One decision that has to be made is where along the pretrained to accept the output. The closer the design of the network is to what is required, the further along the network the output can be accepted. One possible solution to building this CNN would be to create one from scratch. However, by using a pre-existing trained base model, all that is needed is to change the final few layers to make it work with the new dataset. Therefore, when the VGG16 net was downloaded, the three fully connected layers (FCL) were excluded. The below configuration was used for the top layer of the network.
- Batch Normalization – to standardise the output of the vgg16 network, for increased efficiency.
- Flatten – To convert the output of the vgg16 network to a one dimensional array for inputting to fully connected (dense) layer.
- Dense Layer - Sigmoid Activation – single fully connected layer for the purpose of learning the new images (transfer learning).

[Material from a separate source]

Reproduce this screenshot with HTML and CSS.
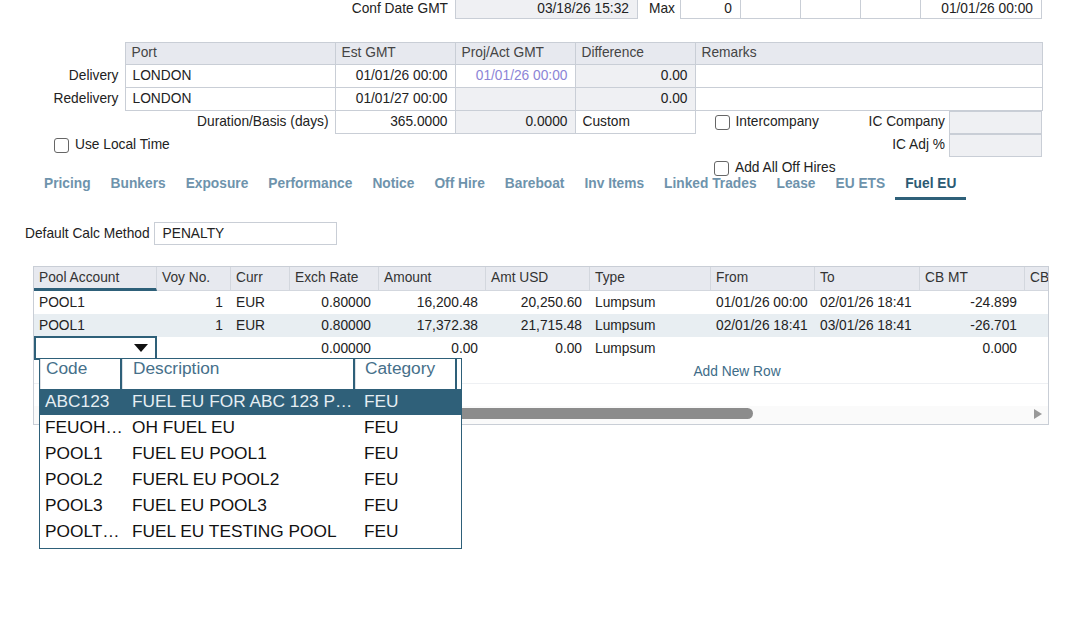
FILE: index.html
```html
<!DOCTYPE html>
<html lang="en">
<head>
    <meta charset="UTF-8">
    <meta name="viewport" content="width=device-width, initial-scale=1.0">
    <title>Fuel EU</title>
    <link rel="stylesheet" href="styles.css">
</head>
<body>
    <div class="top-row">
        <span class="top-label">Conf Date GMT</span>
        <span class="fld gray num w182">03/18/26 15:32</span>
        <span class="top-max">Max</span>
        <span class="fld num w61">0</span>
        <span class="fld w61"></span>
        <span class="fld w61"></span>
        <span class="fld w61"></span>
        <span class="fld num w122">01/01/26 00:00</span>
    </div>

    <table class="port-table">
        <colgroup>
            <col style="width:125px"><col style="width:210px"><col style="width:120px">
            <col style="width:120px"><col style="width:120px"><col style="width:347px">
        </colgroup>
        <tr class="head-row">
            <th class="lbl"></th>
            <th>Port</th>
            <th>Est GMT</th>
            <th>Proj/Act GMT</th>
            <th>Difference</th>
            <th>Remarks</th>
        </tr>
        <tr>
            <td class="lbl">Delivery</td>
            <td>LONDON</td>
            <td class="num">01/01/26 00:00</td>
            <td class="num purple">01/01/26 00:00</td>
            <td class="num gray">0.00</td>
            <td></td>
        </tr>
        <tr>
            <td class="lbl">Redelivery</td>
            <td>LONDON</td>
            <td class="num">01/01/27 00:00</td>
            <td class="gray"></td>
            <td class="num gray">0.00</td>
            <td></td>
        </tr>
        <tr>
            <td class="lbl" colspan="2">Duration/Basis (days)</td>
            <td class="num">365.0000</td>
            <td class="num gray">0.0000</td>
            <td>Custom</td>
            <td class="side">
                <div class="side-box">
                    <label class="chk"><span class="box"></span>Intercompany</label>
                    <span class="side-label">IC Company</span>
                    <span class="side-fld"></span>
                </div>
            </td>
        </tr>
        <tr>
            <td class="blank" colspan="5">
                <label class="chk local"><span class="box"></span>Use Local Time</label>
            </td>
            <td class="side">
                <div class="side-box">
                    <span class="side-label">IC Adj %</span>
                    <span class="side-fld"></span>
                </div>
            </td>
        </tr>
        <tr>
            <td class="blank" colspan="5"></td>
            <td class="side">
                <div class="side-box">
                    <label class="chk"><span class="box"></span>Add All Off Hires</label>
                </div>
            </td>
        </tr>
    </table>

    <div class="tabs">
        <span class="tab">Pricing</span>
        <span class="tab">Bunkers</span>
        <span class="tab">Exposure</span>
        <span class="tab">Performance</span>
        <span class="tab">Notice</span>
        <span class="tab">Off Hire</span>
        <span class="tab">Bareboat</span>
        <span class="tab">Inv Items</span>
        <span class="tab">Linked Trades</span>
        <span class="tab">Lease</span>
        <span class="tab">EU ETS</span>
        <span class="tab active">Fuel EU</span>
    </div>

    <div class="calc-row">
        <span>Default Calc Method</span>
        <span class="calc-fld">PENALTY</span>
    </div>

    <div class="grid-wrap">
        <div class="grid">
            <div class="grid-inner">
                <div class="cols head">
                    <div class="hc sorted">Pool Account</div>
                    <div class="hc">Voy No.</div>
                    <div class="hc">Curr</div>
                    <div class="hc">Exch Rate</div>
                    <div class="hc">Amount</div>
                    <div class="hc">Amt USD</div>
                    <div class="hc">Type</div>
                    <div class="hc">From</div>
                    <div class="hc">To</div>
                    <div class="hc">CB MT</div>
                    <div class="hc">CB</div>
                    <div class="hc"></div>
                </div>
                <div class="cols row">
                    <div>POOL1</div>
                    <div class="num">1</div>
                    <div>EUR</div>
                    <div class="num">0.80000</div>
                    <div class="num">16,200.48</div>
                    <div class="num">20,250.60</div>
                    <div>Lumpsum</div>
                    <div>01/01/26 00:00</div>
                    <div>02/01/26 18:41</div>
                    <div class="num">-24.899</div>
                    <div></div>
                    <div></div>
                </div>
                <div class="cols row alt">
                    <div>POOL1</div>
                    <div class="num">1</div>
                    <div>EUR</div>
                    <div class="num">0.80000</div>
                    <div class="num">17,372.38</div>
                    <div class="num">21,715.48</div>
                    <div>Lumpsum</div>
                    <div>02/01/26 18:41</div>
                    <div>03/01/26 18:41</div>
                    <div class="num">-26.701</div>
                    <div></div>
                    <div></div>
                </div>
                <div class="cols row">
                    <div class="editor">
                        <svg width="14" height="8" viewBox="0 0 14 8"><polygon points="0,0 14,0 7,8" fill="#111"/></svg>
                    </div>
                    <div></div>
                    <div></div>
                    <div class="num">0.00000</div>
                    <div class="num">0.00</div>
                    <div class="num">0.00</div>
                    <div>Lumpsum</div>
                    <div></div>
                    <div></div>
                    <div class="num">0.000</div>
                    <div></div>
                    <div></div>
                </div>
                <div class="add-row">Add New Row</div>
            </div>
            <div class="grid-fill"></div>
            <div class="scroll">
                <span class="thumb"></span>
                <span class="arrow"></span>
            </div>
        </div>

        <div class="dropdown">
            <div class="dd-head">
                <div class="dd-code">Code</div>
                <div class="dd-desc">Description</div>
                <div class="dd-cat">Category</div>
            </div>
            <div class="dd-row selected">
                <div class="dd-code">ABC123</div>
                <div class="dd-desc">FUEL EU FOR ABC 123 P…</div>
                <div class="dd-cat">FEU</div>
            </div>
            <div class="dd-row">
                <div class="dd-code">FEUOH…</div>
                <div class="dd-desc">OH FUEL EU</div>
                <div class="dd-cat">FEU</div>
            </div>
            <div class="dd-row">
                <div class="dd-code">POOL1</div>
                <div class="dd-desc">FUEL EU POOL1</div>
                <div class="dd-cat">FEU</div>
            </div>
            <div class="dd-row">
                <div class="dd-code">POOL2</div>
                <div class="dd-desc">FUERL EU POOL2</div>
                <div class="dd-cat">FEU</div>
            </div>
            <div class="dd-row">
                <div class="dd-code">POOL3</div>
                <div class="dd-desc">FUEL EU POOL3</div>
                <div class="dd-cat">FEU</div>
            </div>
            <div class="dd-row">
                <div class="dd-code">POOLT…</div>
                <div class="dd-desc">FUEL EU TESTING POOL</div>
                <div class="dd-cat">FEU</div>
            </div>
        </div>
    </div>
</body>
</html>
```

FILE: styles.css
```css
body {
    margin: 0;
    min-height: 626px;
    font-family: "Liberation Sans", Arial, sans-serif;
    font-size: 13.75px;
    color: #222;
    background-color: #fff;
}
.num {
    text-align: right;
}
.gray {
    background-color: #eff0f3;
}

/* top strip */
.top-row {
    display: flex;
    height: 21px;
    margin-top: -2px;
}
.top-label {
    width: 455px;
    text-align: right;
    padding-right: 7px;
    box-sizing: border-box;
    line-height: 21px;
}
.top-max {
    width: 43px;
    padding-left: 12px;
    box-sizing: border-box;
    line-height: 21px;
}
.fld {
    border: 1px solid #c9ced6;
    box-sizing: border-box;
    margin-right: -1px;
    padding: 0 8px;
    line-height: 19px;
    white-space: nowrap;
}
.w182 { width: 183px; }
.w61 { width: 61px; }
.w122 { width: 122px; }

/* port table */
.port-table {
    border-collapse: collapse;
    table-layout: fixed;
    width: 1042px;
    margin-top: 23px;
}
.port-table tr {
    height: 23px;
}
.port-table tr.head-row {
    height: 22px;
}
.port-table th,
.port-table td {
    border: 1px solid #c9ced6;
    padding: 0 7px;
    white-space: nowrap;
    overflow: hidden;
    line-height: 20px;
}
.port-table th {
    background-color: #e7e9ef;
    font-weight: normal;
    text-align: left;
    color: #444;
    padding-left: 6px;
    vertical-align: top;
}
.port-table .lbl {
    border: none;
    background: none;
    text-align: right;
    padding-right: 6px;
}
.port-table .blank,
.port-table .side {
    border: none;
    padding: 0;
}
.purple {
    color: #8c84d6;
}
.side-box {
    display: flex;
    align-items: center;
    height: 22px;
}
.side-label {
    margin-left: auto;
    padding-right: 4px;
}
.side-fld {
    width: 93px;
    height: 23px;
    box-sizing: border-box;
    border: 1px solid #c9ced6;
    background-color: #eff0f3;
}
.chk {
    display: flex;
    align-items: center;
    margin-left: 19px;
}
.chk.local {
    margin-left: 54px;
}
.box {
    width: 15px;
    height: 15px;
    box-sizing: border-box;
    border: 1px solid #666;
    border-radius: 3px;
    background-color: #fff;
    margin-right: 6px;
}

/* tabs */
.tabs {
    display: flex;
    padding-left: 34px;
    margin-top: -9px;
}
.tab {
    padding: 5px 10px 5px;
    line-height: 16px;
    font-weight: bold;
    color: #6e93ac;
    border-bottom: 3px solid transparent;
}
.tab.active {
    color: #2b5a73;
    border-bottom-color: #2e6079;
}

/* calc method */
.calc-row {
    display: flex;
    align-items: center;
    padding-left: 25px;
    margin-top: 22px;
}
.calc-fld {
    width: 183px;
    height: 23px;
    line-height: 21px;
    box-sizing: border-box;
    border: 1px solid #c9ced6;
    margin-left: 4px;
    padding-left: 8px;
}

/* grid */
.grid-wrap {
    position: relative;
    margin: 21px 0 0 33px;
    width: 1016px;
}
.grid {
    height: 159px;
    box-sizing: border-box;
    border: 1px solid #c9ced6;
    overflow: hidden;
    display: flex;
    flex-direction: column;
}
.grid-inner {
    width: 1406px;
}
.cols {
    display: grid;
    grid-template-columns: 123px 74px 59px 89px 107px 104px 121px 104px 105px 105px 100px 1fr;
}
.hc {
    height: 24px;
    box-sizing: border-box;
    line-height: 21px;
    padding-left: 5px;
    background-color: #e7e9ef;
    border-right: 1px solid #d3d7de;
    border-bottom: 1px solid #d3d7de;
    color: #333;
    white-space: nowrap;
}
.hc.sorted {
    border-bottom: 3px solid #2e6079;
}
.row {
    height: 23px;
    line-height: 23px;
}
.row > div {
    padding: 0 8px 0 5px;
    white-space: nowrap;
}
.row.alt {
    background-color: #e8eef2;
}
.row > .editor {
    height: 24px;
    margin-top: -1px;
    box-sizing: border-box;
    border: 2px solid #2e6079;
    display: flex;
    justify-content: flex-end;
    align-items: center;
    padding-right: 7px;
}
.add-row {
    height: 23px;
    line-height: 23px;
    text-align: center;
    color: #3d6c88;
    border-bottom: 1px solid #eef0f3;
}
.grid-fill {
    flex: 1;
}
.scroll {
    height: 16px;
    display: flex;
    align-items: center;
    padding: 0 6px 2px 11px;
    background-color: #fafafa;
}
.thumb {
    width: 708px;
    height: 11px;
    border-radius: 6px;
    background-color: #8c8c8c;
}
.arrow {
    margin-left: auto;
    width: 0;
    height: 0;
    border-left: 8px solid #999;
    border-top: 5px solid transparent;
    border-bottom: 5px solid transparent;
}

/* dropdown list */
.dropdown {
    position: absolute;
    left: 6px;
    top: 92px;
    width: 423px;
    height: 191px;
    box-sizing: border-box;
    border: 1px solid #2e6079;
    background-color: #fff;
    font-size: 17.3px;
}
.dd-head,
.dd-row {
    display: flex;
}
.dd-head {
    height: 30px;
}
.dd-head > div {
    box-sizing: border-box;
    border-right: 2px solid #2e6079;
    border-left: 1px solid #dde0e5;
    line-height: 18px;
    color: #46708a;
}
.dd-row {
    height: 26px;
    line-height: 25px;
    color: #111;
}
.dd-row.selected {
    background-color: #2f6079;
    color: #e6eef3;
}
.dd-code,
.dd-desc,
.dd-cat {
    box-sizing: border-box;
    white-space: nowrap;
    overflow: hidden;
}
.dd-code {
    width: 82px;
    padding-left: 5px;
}
.dd-desc {
    width: 233px;
    padding-left: 10px;
}
.dd-cat {
    width: 102px;
    padding-left: 9px;
}
```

- Dense Layer - Softmax Activation – The softmax layer will be used to represent the relative probabilities of each of the classes.
An iterative approach was taken in training the model to recognise the 43 separate classes. There were a number of hyperparameters that needed to be selected with including epoch, batch size, learning rate. The batch size would determine the iterations needed to be performed per epoch and amount of memory used for each iteration.
A number of tests were completed with various parameters. In Run 2 the image size was changed to 32px to reduce the number of datapoints, and the learning rate was increased by a factor of 10 to examine the impact on the result. In Run 3, the VGG19 classifier was used to examine the impact on accuracy and training performance. In Run 4, the impact of the ReLu activation function in the dense_4 FCL was examined. Highest test accuracy achieved was 96.36%. Figure 4 below shows the training accuracy of Run 3, with 3 epochs.
Run | Training Sample Size (80%) | Classifier | Image Size(w,h) | Activation | Epochs | Batch Size | Iterations | Learning Rate | Trainable_Params | Train_Time (s) | Test Accuracy |
---|---|---|---|---|---|---|---|---|---|---|---|
1 | 34191 | VGG16 | 50 | Sigmoid | 2 | 128 | 267 | 0.0001 | 15,285,099 | 1943 | 0.9692 |
2 | 31369 | VGG16 | 32 | Sigmoid | 2 | 128 | 245 | 0.001 | 15,285,099 | 1159 | 0.56 |
3 | 31369 | VGG19 | 50 | Sigmoid | 3 | 256 | 123 | 0.0001 | 20,594,785 | 3261 | 0.96175 |
4 | 34191 | VGG16 | 50 | ReLu | 2 | 128 | 267 | 0.0001 | 15,285,099 | 1963 | 0.9636 |
Table 2: Test Results for Run 1-4
In conclusion, the VGG16 network has successfully been added to and a new traffic sign classifier has been generated, with accuracy of up to 96.36%. Further research on this would be to conduct a more thorough analysis of hyper parameter tuning as well as the addition of a second FCN to add more tuneable parameters.
D. Temel, G. K. M. P. a. G. A., 2017. CURE-TSR: Challenging unreal and real environments for traffic sign recognition. Neural Information Processing Systems (NIPS) Workshop on Machine Learning for Intelligent Transportation Systems (MLITS),.
Kaggle, 2018. GTSRB - German Traffic Sign Recognition Benchmark. [Online] Available at: https://www.kaggle.com/meowmeowmeowmeowmeow/gtsrb-german-traffic-sign/notebooks?datasetId=82373 [Accessed Jan 2021].
Rusanov, I. S., 2020. Traffic Sign Recognition Problem with GTSRB, Python and Keras. [Online] Available at: https://medium.com/ai-in-plain-english/traffic-sign-recognition-problem-with-gtsrb-python-and-keras-21782b7b3520
Russakovsky, O. et al., 2015. ImageNet Large Scale Visual Recognition Challenge, s.l.: Stanford.
Simonyan, K. & Zisserman, A., 2015. Very Deep Convolutional Networkd For Large Scale Image Recognition. s.l., ICLR.